Cold winters paradox in global heat record highs

Published by Redbran - Tuesday, May 14, 2024 - Other Languages: FR, DE, ES, PT
Source: npj Climate and Atmospheric Science

February 2024 is now recognized as the hottest month ever recorded globally. This worldwide record starkly contrasts with the extremely cold temperatures observed in North America, Asia, and parts of Europe.

This situation illustrates the paradoxical climate phenomenon known as WACC (Warm Arctic-Cold Continent), which refers to the rapid warming of the Arctic causing intense cold waves in some mid-latitude regions.

A team led by Professor Jin-Ho Yoon and including doctoral student Yungi Hong, from the School of Earth and Environmental Engineering at Gwangju Institute of Science and Technology, recently analyzed the evolution of these extreme phenomena. Their work, based on climate data simulations provided by the Community Earth System Model Large Ensemble project, has been published in the journal npj Climate and Atmospheric Science.
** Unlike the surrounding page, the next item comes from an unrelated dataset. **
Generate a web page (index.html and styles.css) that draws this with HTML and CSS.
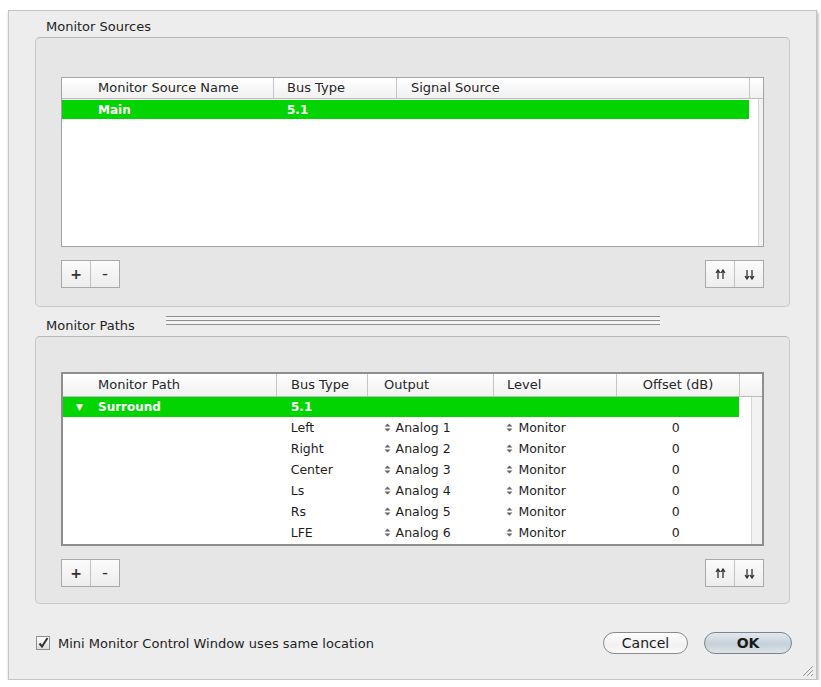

The findings indicate that, despite global warming, WACC events intensified into the 2020s. However, Professor Yoon points out that these phenomena are expected to significantly decrease after the 2030s. This decline does not mean a reduction in extreme weather events but rather an increase in the frequency and severity of mild winters, although cold waves will become less frequent but potentially more severe.

Researchers at GIST predict a sharp decrease in WACC events after the 2030s, leading to extreme weather events in the coming decades.
Credit: Jin-Ho Yoon of GIST

These discoveries necessitate an update of climate models to improve forecasting accuracy. They also highlight the challenges faced by global communities, particularly those historically affected by WACC events. As Mr. Hong notes, understanding and responding to these changes determine our future adaptation to winter climate conditions.